Si Farida Belghoul, du « Collectif jeunes » de la région parisienne alors en pleine crise, est partante pour une nouvelle initiative en 1984, elle n’a pas réussi à réunir autour d’elle un groupe suffisamment significatif d’anciens marcheurs de 1983 et de ceux qui s’étaient mobilisés pour le succès de l’opération, comme par exemple le père Christian Delorme et le pasteur Jean Costil, et avec eux les réseaux paroissiaux ou simplement chrétiens qu’ils avaient su stimuler en 1983. Delorme et Costil ont fait le choix de rester aux côtés de la majorité des anciens marcheurs qui, faute d’entente large entre eux, resteront en retrait de l’initiative « de Farida ».
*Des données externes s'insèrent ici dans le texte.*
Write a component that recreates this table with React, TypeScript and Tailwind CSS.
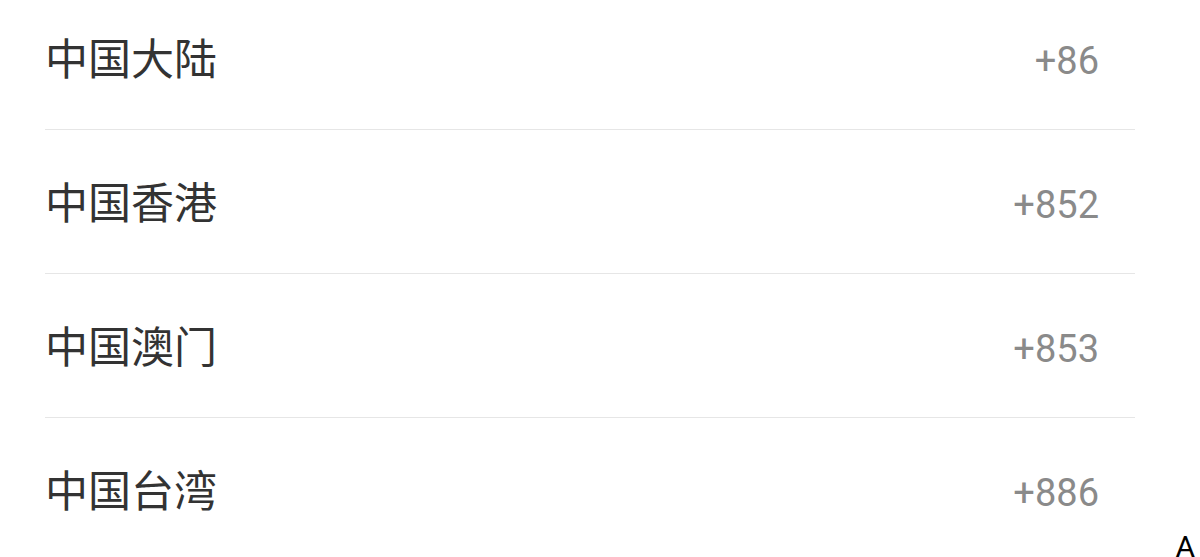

Malgré ce handicap, Farida et le petit groupe favorable à une nouvelle initiative, réussissent à constituer une équipe et une coordination pour lancer Convergence 84. Y seront représentées des organisations déjà présentes comme soutiens dans la préparation de la manifestation du 3 décembre 1983, des militants sympathisants de la démarche du « mouvement beur », et de nouveaux apports presque absents de l’initiative précédente. C’est le cas, par exemple, des associations communautaires nationales (AMF, ATMF, UTIT, ATF, ATT(2)). Des organisations « franco-immigrées » de solidarité et de défense des droits des étrangers, déjà présentes (MRAP, LDH) dans la mobilisation de 1983, s’impliqueront également. Sont aussi présents des militants d’organisations politiques de la gauche extraparlementaire française, des travailleurs sociaux de sensibilité de gauche et des militants anti-racistes.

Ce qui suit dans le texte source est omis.